«J'en peux plus!» Cette expression si familière que personne n'y prête attention est bien plus noble qu'il n'y paraît. Pensez: elle a cours en France depuis le 14e siècle. Au moment où la peste noire et la Guerre de Cent ans ravageaient la France, on disait déjà «n'en plus pouvoir». Au siècle précédent, au temps de Philippe Auguste et de saint Louis, on était déjà «mal en point»: on l'est encore, huit cents ans après.
Voilà ce qu'on apprend en picorant dans le Bouquet des expressions imagées, un gros volume de 1700 pages où sont rassemblées les milliers de locutions qui émaillent ou ont émaillé le langage courant des Français, chez les bourgeois et dans le peuple, à la cour, aux champs et à l'usine. Pour mener à bien ce travail encyclopédique, les auteurs - Claude Duneton pour la première édition de 1990, Sylvie Claval pour cette version revue et augmentée - ont épluché des dizaines de dictionnaires et de récits littéraires ou populaires. Puis ils ont classé méticuleusement leur faramineuse cueillette: l'index final fait 450 pages. J’y ai picoré quelques expressions que voici:
● Pretantan, pretentaine
Il y a des formules qui meurent, dérivent où se transforment. En 1842, apparaît l'expression « aller par quatre chemins » qui évoque quelqu'un qui marche ou parle sans savoir où il va. Elle n'est plus usitée que sous sa forme négative - «ne pas aller par quatre chemins ».
En 1642, on disait d'un homme qui allait et venait sans but ni raison qu'il « courait la prétentaine ». Utilisée au sujet d'une femme, l'expression prenait un sens figuré, signifiant que la personne du sexe se livrait à un vagabondage interdit par la bienséance et donc suspect de libertinage ! Le mot prétentaine ne nous est plus familier, et pour cause, il évoque un bruit qu'on n'entend plus au 21e siècle. Ménage expliquait dans son dictionnaire que c'est « une onomatopée du bruit que font les chevaux en galopant : pretantan, pretantan, pretantaine ».
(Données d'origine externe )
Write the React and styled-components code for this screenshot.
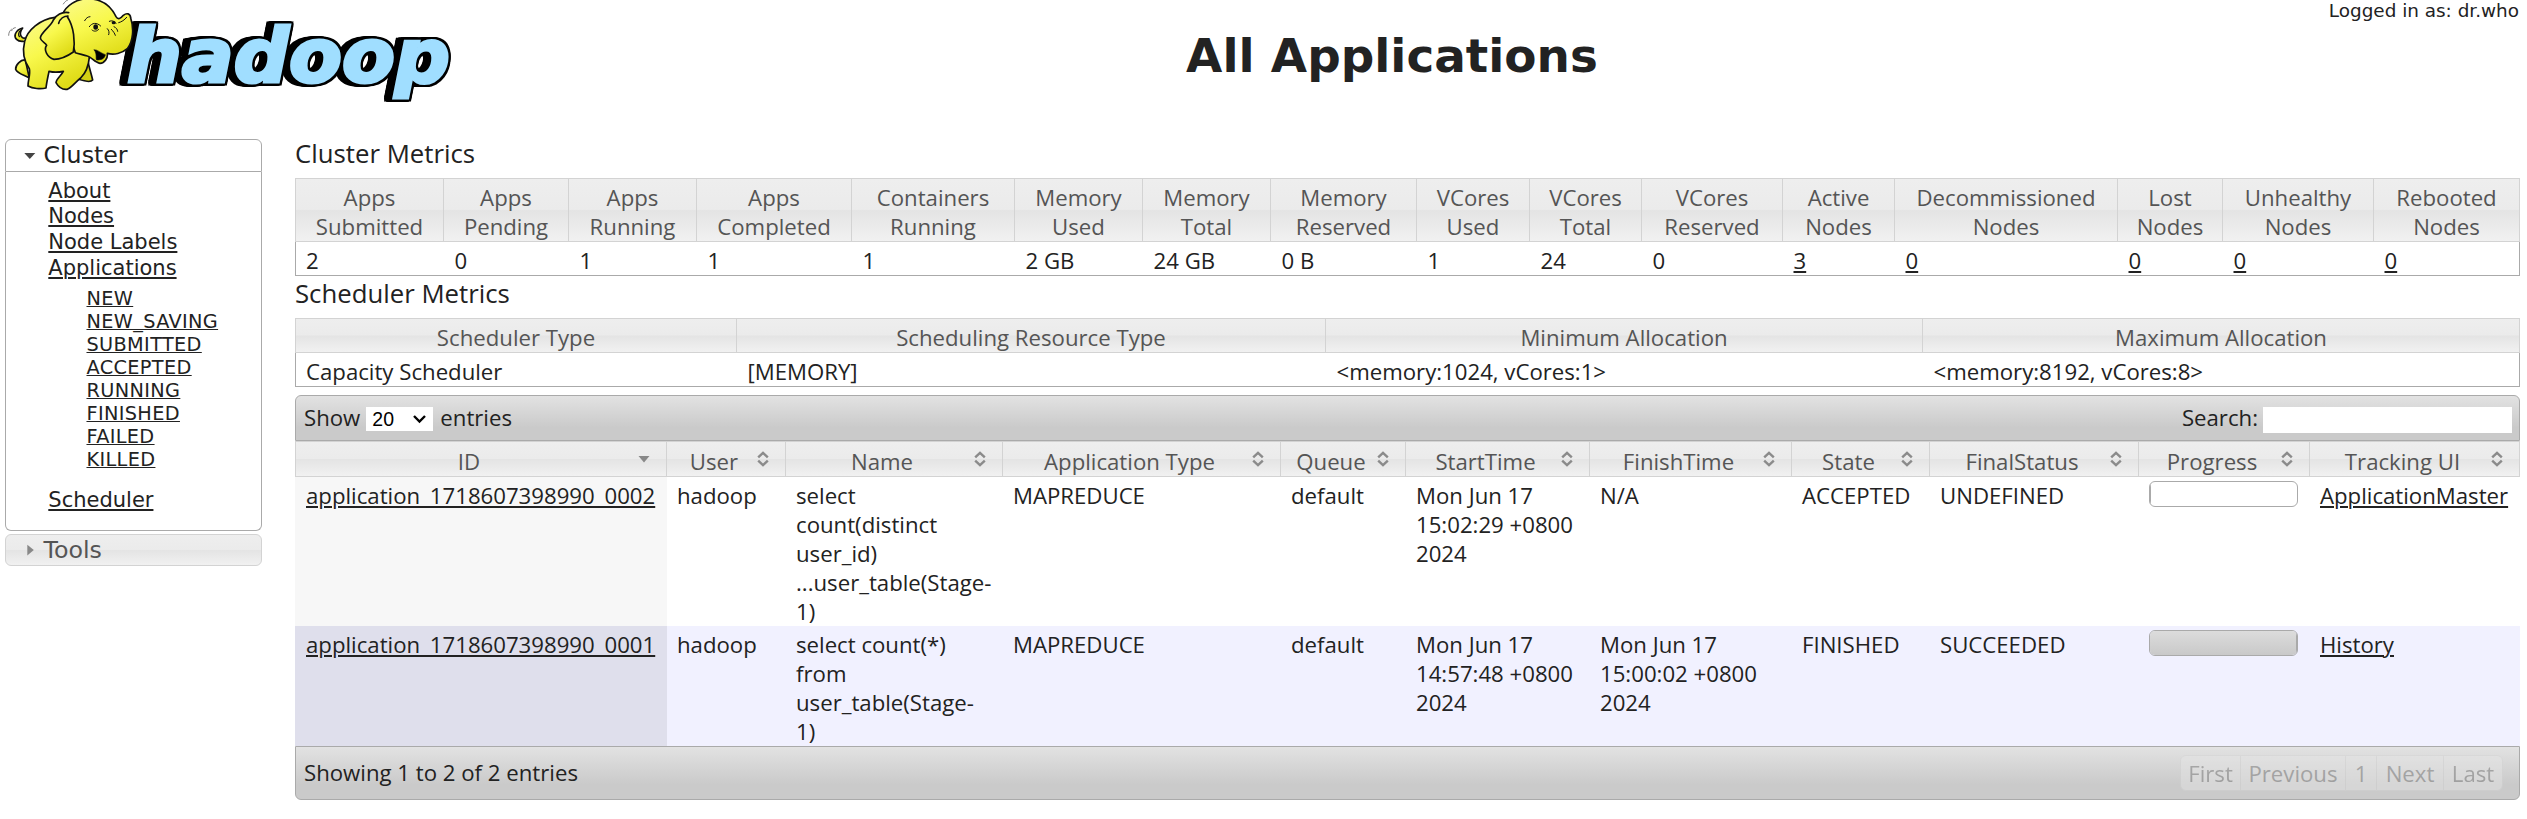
import React from "react";
import styled, { createGlobalStyle, css } from "styled-components";

const SANS = '"Open Sans", "Noto Sans", sans-serif';
const NAV = '"DejaVu Sans", Verdana, sans-serif';

const GlobalStyle = createGlobalStyle`
  *, *::before, *::after { box-sizing: border-box; }
  body {
    margin: 0;
    background: #fff;
    color: #222;
    font: 22.2px/29px ${SANS};
  }
`;

const glass = css`
  background: linear-gradient(#eeeeee 0%, #ebebeb 49%, #e4e4e4 51%, #f1f1f1 100%);
`;
const highlight = css`
  background: linear-gradient(#e2e2e2 0%, #cacaca 72%, #cacaca 100%);
`;

const Page = styled.div`
  width: 2527px;
  height: 819px;
  overflow: hidden;
`;

/* ---------- header ---------- */
const Header = styled.header`
  display: flex;
  height: 136px;
  padding-right: 8px;
`;
const Brand = styled.div`
  width: 265px;
  flex: none;
`;
const LogoArt = styled.svg`
  display: block;
`;
const Wordmark = styled.text`
  font: italic bold 75px ${NAV};
  fill: #a0deff;
  stroke: #a0deff;
  stroke-width: 3.2px;
  stroke-linejoin: miter;
  filter: drop-shadow(2px 0 0 #000) drop-shadow(-2px 0 0 #000) drop-shadow(0 2px 0 #000)
    drop-shadow(0 -2px 0 #000) drop-shadow(-3px 0 0 #000) drop-shadow(-3px 0 0 #000);
`;
const Banner = styled.div`
  flex: 1;
`;
const Login = styled.div`
  font: 18.4px/21px ${NAV};
  text-align: right;
`;
const Title = styled.h1`
  margin: 7px 0 0;
  font: bold 46.9px/56px ${NAV};
  text-align: center;
`;

/* ---------- navigation ---------- */
const Columns = styled.div`
  display: flex;
  align-items: flex-start;
  padding: 0 7px 0 5px;
`;
const Sidebar = styled.nav`
  width: 257px;
  margin: 3px 33px 0 0;
  flex: none;
  font-family: ${NAV};
`;
const Section = styled.div`
  display: flex;
  align-items: center;
  height: ${(p) => (p.$open ? 33 : 32)}px;
  padding-left: 17px;
  gap: 6.5px;
  font-size: 23.7px;
  border: 1px solid ${(p) => (p.$open ? "#aaa" : "#d3d3d3")};
  border-radius: ${(p) => (p.$open ? "6px 6px 0 0" : "6px")};
  color: ${(p) => (p.$open ? "#222" : "#555")};
  ${(p) => (p.$open ? "background: #fff;" : glass)}
`;
const Panel = styled.div`
  height: 359px;
  margin-bottom: 3px;
  padding: 6.6px 0 0 42.3px;
  border: 1px solid #aaa;
  border-top: 0;
  border-radius: 0 0 6px 6px;
`;
const NavList = styled.ul`
  margin: 0;
  padding: 0;
  list-style: none;
  font-size: 21px;
  line-height: 25.7px;
`;
const SubList = styled.ul`
  margin: 7px 0 16px;
  padding: 0 0 0 38.2px;
  list-style: none;
  font-size: 19.3px;
  line-height: 22.9px;
  letter-spacing: 0.35px;
`;
const Anchor = styled.a`
  color: #222;
  text-decoration: underline;
  text-decoration-thickness: ${(p) => (p.$thin ? 1 : 2)}px;
  text-underline-offset: ${(p) => (p.$thin ? 1 : 2)}px;
`;

/* ---------- content ---------- */
const Content = styled.main`
  width: 2225px;
`;
const Caption = styled.h2`
  margin: 0 0 8px;
  font-size: 25.75px;
  font-weight: 400;
  line-height: 34px;
`;
const Table = styled.table`
  width: 100%;
  table-layout: fixed;
  border-collapse: separate;
  border-spacing: 0;
`;
const HeadCell = styled.th`
  padding: ${(p) => (p.$sortable ? "5px 10px 0" : "4px 10px 0")};
  border: 1px solid #d3d3d3;
  border-left-width: ${(p) => (p.$first ? 1 : 0)}px;
  color: #555;
  font-weight: 400;
  text-align: center;
  white-space: pre-line;
  ${glass}
`;
const MetricCell = styled.td`
  padding: 4px 0 0 10.5px;
  border-bottom: 1px solid #aaa;
  white-space: nowrap;
  &:first-child { border-left: 1px solid #aaa; padding-left: 10px; }
  &:last-child { border-right: 1px solid #aaa; }
`;
const Toolbar = styled.div`
  display: flex;
  align-items: flex-start;
  height: ${(p) => (p.$bottom ? 54 : 46)}px;
  margin-top: ${(p) => (p.$bottom ? 0 : 8)}px;
  padding: ${(p) => (p.$bottom ? "8px 16px 0 8px" : "7px 7px 0 8px")};
  border: 1px solid #aaa;
  border-radius: ${(p) => (p.$bottom ? "0 0 6px 6px" : "6px 6px 0 0")};
  ${highlight}
`;
const Spacer = styled.div`
  flex: 1;
`;
const Select = styled.div`
  display: flex;
  align-items: center;
  justify-content: space-between;
  width: 67px;
  height: 24px;
  margin: 4px 7px 0 6px;
  padding: 0 6px;
  background: #fff;
  color: #000;
  font: 19.5px/24px "Liberation Sans", Arial, sans-serif;
`;
const SearchInput = styled.input`
  width: 249px;
  height: 26px;
  margin: 4px 0 0 5px;
  padding: 0 4px;
  border: 0;
  background: #fff;
`;
const Sortable = styled.div`
  display: flex;
  align-items: flex-start;
`;
const SortLabel = styled.span`
  flex: 1;
  white-space: nowrap;
`;
const SortIcon = styled.svg`
  flex: none;
`;
const Row = styled.tr`
  background: ${(p) => (p.$even ? "#f1f1ff" : "#fff")};
`;
const Cell = styled.td`
  height: ${(p) => p.$h}px;
  padding: 4px 0 0 10px;
  vertical-align: top;
  white-space: pre-line;
  &:first-child {
    padding-left: 11px;
    background: ${(p) => (p.$even ? "#dfdfec" : "#f7f7f7")};
  }
`;
const Progress = styled.div`
  width: 149px;
  height: 26px;
  overflow: hidden;
  border: 1px solid #aaa;
  border-radius: 6px;
`;
const ProgressValue = styled.div`
  height: 100%;
  border-right: 1px solid #aaa;
  background: linear-gradient(#dcdcdc, #c9c9c9);
`;
const Info = styled.div`
  padding-top: 3px;
`;
const Pager = styled.div`
  display: flex;
  height: 36px;
  opacity: 0.45;
`;
const PageButton = styled.span`
  width: ${(p) => p.$w}px;
  padding-top: 3px;
  margin-right: -1px;
  border: 1px solid #d3d3d3;
  background: #e8e8e8;
  color: #666;
  text-align: center;
  opacity: 0.95;
  &:first-child { border-radius: 6px 0 0 6px; }
  &:last-child { border-radius: 0 6px 6px 0; margin-right: 0; }
`;

const STATES = ["NEW", "NEW_SAVING", "SUBMITTED", "ACCEPTED", "RUNNING", "FINISHED", "FAILED", "KILLED"];

const CLUSTER = [
  ["Apps\nSubmitted", "2", 149],
  ["Apps\nPending", "0", 125],
  ["Apps\nRunning", "1", 128],
  ["Apps\nCompleted", "1", 155],
  ["Containers\nRunning", "1", 163],
  ["Memory\nUsed", "2 GB", 128],
  ["Memory\nTotal", "24 GB", 128],
  ["Memory\nReserved", "0 B", 146],
  ["VCores\nUsed", "1", 113],
  ["VCores\nTotal", "24", 112],
  ["VCores\nReserved", "0", 141],
  ["Active\nNodes", "3", 112, true],
  ["Decommissioned\nNodes", "0", 223, true],
  ["Lost\nNodes", "0", 105, true],
  ["Unhealthy\nNodes", "0", 151, true],
  ["Rebooted\nNodes", "0", 146, true],
];

const SCHEDULER = [
  ["Scheduler Type", "Capacity Scheduler", 442],
  ["Scheduling Resource Type", "[MEMORY]", 589],
  ["Minimum Allocation", "<memory:1024, vCores:1>", 597],
  ["Maximum Allocation", "<memory:8192, vCores:8>", 597],
];

const APP_COLUMNS = [
  ["ID", 372], ["User", 119], ["Name", 217], ["Application Type", 278], ["Queue", 125],
  ["StartTime", 184], ["FinishTime", 202], ["State", 138], ["FinalStatus", 209],
  ["Progress", 171], ["Tracking UI", 210],
];

const APPS = [
  {
    id: "application_1718607398990_0002",
    cells: ["hadoop", "select\ncount(distinct\nuser_id)\n...user_table(Stage-\n1)", "MAPREDUCE", "default",
      "Mon Jun 17\n15:02:29 +0800\n2024", "N/A", "ACCEPTED", "UNDEFINED"],
    progress: 0, link: "ApplicationMaster", h: 149,
  },
  {
    id: "application_1718607398990_0001",
    cells: ["hadoop", "select count(*)\nfrom\nuser_table(Stage-\n1)", "MAPREDUCE", "default",
      "Mon Jun 17\n14:57:48 +0800\n2024", "Mon Jun 17\n15:00:02 +0800\n2024", "FINISHED", "SUCCEEDED"],
    progress: 100, link: "History", h: 120,
  },
];

function Logo() {
  return (
    <LogoArt width="460" height="105" viewBox="0 0 460 105">
      <defs>
        <linearGradient id="skin" x1="0" y1="0" x2="0.5" y2="1">
          <stop offset="0" stopColor="#fbfb8e" />
          <stop offset="0.5" stopColor="#f8f84c" />
          <stop offset="1" stopColor="#e0dc18" />
        </linearGradient>
      </defs>
      <Wordmark x="127" y="82" textLength="323" lengthAdjust="spacingAndGlyphs">hadoop</Wordmark>
      <g transform="scale(0.33333)" fill="url(#skin)" stroke="#111" strokeWidth="5" strokeLinejoin="round" strokeLinecap="round">
        <path d="M70 124C52 126 42 114 46 102C50 92 60 86 68 84C62 92 60 100 62 106C64 112 70 116 74 114" />
        <path d="M62 92C56 96 54 104 58 110" fill="none" strokeWidth="4" />
        <path d="M26 106C26 98 29 92 34 88M35 92C36 87 40 84 46 83M190 12C194 6 198 2 203 0" fill="none" stroke="#666" strokeWidth="2.5" />
        <path d="M76 180C62 178 46 196 47 208C54 222 72 224 88 234Z" />
        <path d="M264 186C268 204 274 222 278 240C272 248 254 244 236 238L246 214Z" fill="#d3cf14" />
        <path d="M165 52C120 58 82 90 74 124C66 156 74 186 88 206C92 222 84 240 84 258C98 266 122 268 138 264C140 246 144 230 147 214C162 218 176 217 190 214C184 226 168 238 168 248C176 262 188 270 202 268C216 262 226 246 242 234C260 216 266 194 268 172L236 60Z" />
        <path d="M188 42C198 18 228 -4 264 -4C304 -3 332 16 348 50C354 60 362 56 370 46C380 38 391 40 392 54C402 84 400 124 382 146C366 160 342 166 322 160C324 174 314 190 300 190C284 188 276 172 262 168C250 164 238 162 226 158Z" />
        <path d="M283 150C292 148 296 156 316 164C314 176 304 180 290 180C286 176 292 164 283 150Z" fill="#000" strokeWidth="2" />
        <path d="M206 38C186 34 168 46 160 60C154 78 122 98 121 114C122 124 136 128 140 136C130 150 142 172 162 178C182 178 206 166 220 156C226 126 222 80 202 50" />
        <path d="M176 70C180 56 192 48 204 48" fill="none" strokeWidth="5" />
        <path d="M254 62C258 54 264 50 270 50M268 80C276 68 290 66 302 78M328 64C336 60 344 64 348 70M276 90C282 96 292 94 296 88M322 86C328 92 328 98 326 104M334 88C340 94 344 100 346 106M342 80C350 84 352 88 353 94M356 68C364 66 374 60 380 52" fill="none" strokeWidth="3" />
        <ellipse cx="287" cy="81" rx="7" ry="8" fill="#111" stroke="none" />
        <ellipse cx="341" cy="68" rx="6" ry="5" fill="#111" stroke="none" />
      </g>
    </LogoArt>
  );
}

function Sort({ active }) {
  return (
    <SortIcon width="24" height="24" viewBox="0 0 24 24">
      {active ? (
        <path d="M6.5 9H17.5L12 15.4Z" fill="#888" />
      ) : (
        <path d="M7.2 10.4L12 5.8L16.8 10.4M7.2 13.6L12 18.2L16.8 13.6" fill="none" stroke="#8b8b8b" strokeWidth="2.4" />
      )}
    </SortIcon>
  );
}

function Metrics({ items }) {
  return (
    <Table>
      <colgroup>{items.map((m, i) => <col key={i} width={m[2]} />)}</colgroup>
      <thead>
        <tr>{items.map((m, i) => <HeadCell key={i} $first={i === 0}>{m[0]}</HeadCell>)}</tr>
      </thead>
      <tbody>
        <tr>{items.map((m, i) => <MetricCell key={i}>{m[3] ? <Anchor>{m[1]}</Anchor> : m[1]}</MetricCell>)}</tr>
      </tbody>
    </Table>
  );
}

export default function App() {
  return (
    <Page>
      <GlobalStyle />
      <Header>
        <Brand><Logo /></Brand>
        <Banner>
          <Login>Logged in as: dr.who</Login>
          <Title>All Applications</Title>
        </Banner>
      </Header>
      <Columns>
        <Sidebar>
          <Section $open>
            <svg width="14" height="14" viewBox="0 0 14 14"><path d="M1.3 4H12.3L6.8 10Z" fill="#444" /></svg>
            Cluster
          </Section>
          <Panel>
            <NavList>
              {["About", "Nodes", "Node Labels", "Applications"].map((t) => <li key={t}><Anchor>{t}</Anchor></li>)}
            </NavList>
            <SubList>
              {STATES.map((t) => <li key={t}><Anchor $thin>{t}</Anchor></li>)}
            </SubList>
            <NavList><li><Anchor>Scheduler</Anchor></li></NavList>
          </Panel>
          <Section>
            <svg width="14" height="14" viewBox="0 0 14 14"><path d="M4.3 1.7V12.5L10.8 7Z" fill="#888" /></svg>
            Tools
          </Section>
        </Sidebar>
        <Content>
          <Caption>Cluster Metrics</Caption>
          <Metrics items={CLUSTER} />
          <Caption>Scheduler Metrics</Caption>
          <Metrics items={SCHEDULER} />
          <Toolbar>
            Show
            <Select>
              20
              <svg width="15" height="10" viewBox="0 0 15 10"><path d="M2 2L7.5 7.5L13 2" fill="none" stroke="#000" strokeWidth="2.4" /></svg>
            </Select>
            entries
            <Spacer />
            Search:
            <SearchInput type="text" aria-label="Search" />
          </Toolbar>
          <Table>
            <colgroup>{APP_COLUMNS.map((c) => <col key={c[0]} width={c[1]} />)}</colgroup>
            <thead>
              <tr>
                {APP_COLUMNS.map((c, i) => (
                  <HeadCell key={c[0]} $first={i === 0} $sortable>
                    <Sortable><SortLabel>{c[0]}</SortLabel><Sort active={i === 0} /></Sortable>
                  </HeadCell>
                ))}
              </tr>
            </thead>
            <tbody>
              {APPS.map((a, r) => (
                <Row key={a.id} $even={r === 1}>
                  <Cell $h={a.h} $even={r === 1}><Anchor>{a.id}</Anchor></Cell>
                  {a.cells.map((t, i) => <Cell key={i}>{t}</Cell>)}
                  <Cell>
                    <Progress><ProgressValue style={{ width: `${a.progress}%` }} /></Progress>
                  </Cell>
                  <Cell><Anchor>{a.link}</Anchor></Cell>
                </Row>
              ))}
            </tbody>
          </Table>
          <Toolbar $bottom>
            <Info>Showing 1 to 2 of 2 entries</Info>
            <Spacer />
            <Pager>
              <PageButton $w={61}>First</PageButton>
              <PageButton $w={106}>Previous</PageButton>
              <PageButton $w={32}>1</PageButton>
              <PageButton $w={68}>Next</PageButton>
              <PageButton $w={60}>Last</PageButton>
            </Pager>
          </Toolbar>
        </Content>
      </Columns>
    </Page>
  );
}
● Sainte Geneviève et saint Marceau
L'amitié a inspiré de belles métaphores populaires. Au 17e, on disait de deux amis qu'ils étaient «comme les deux doigts de la main» ou «comme sainte Geneviève et saint Marceau». Au 18e, on est «amis comme cochons». Au 19e, on a «des atomes crochus avec quelqu'un» ; on est aussi «à tu et à toi» ou encore «cul et chemise».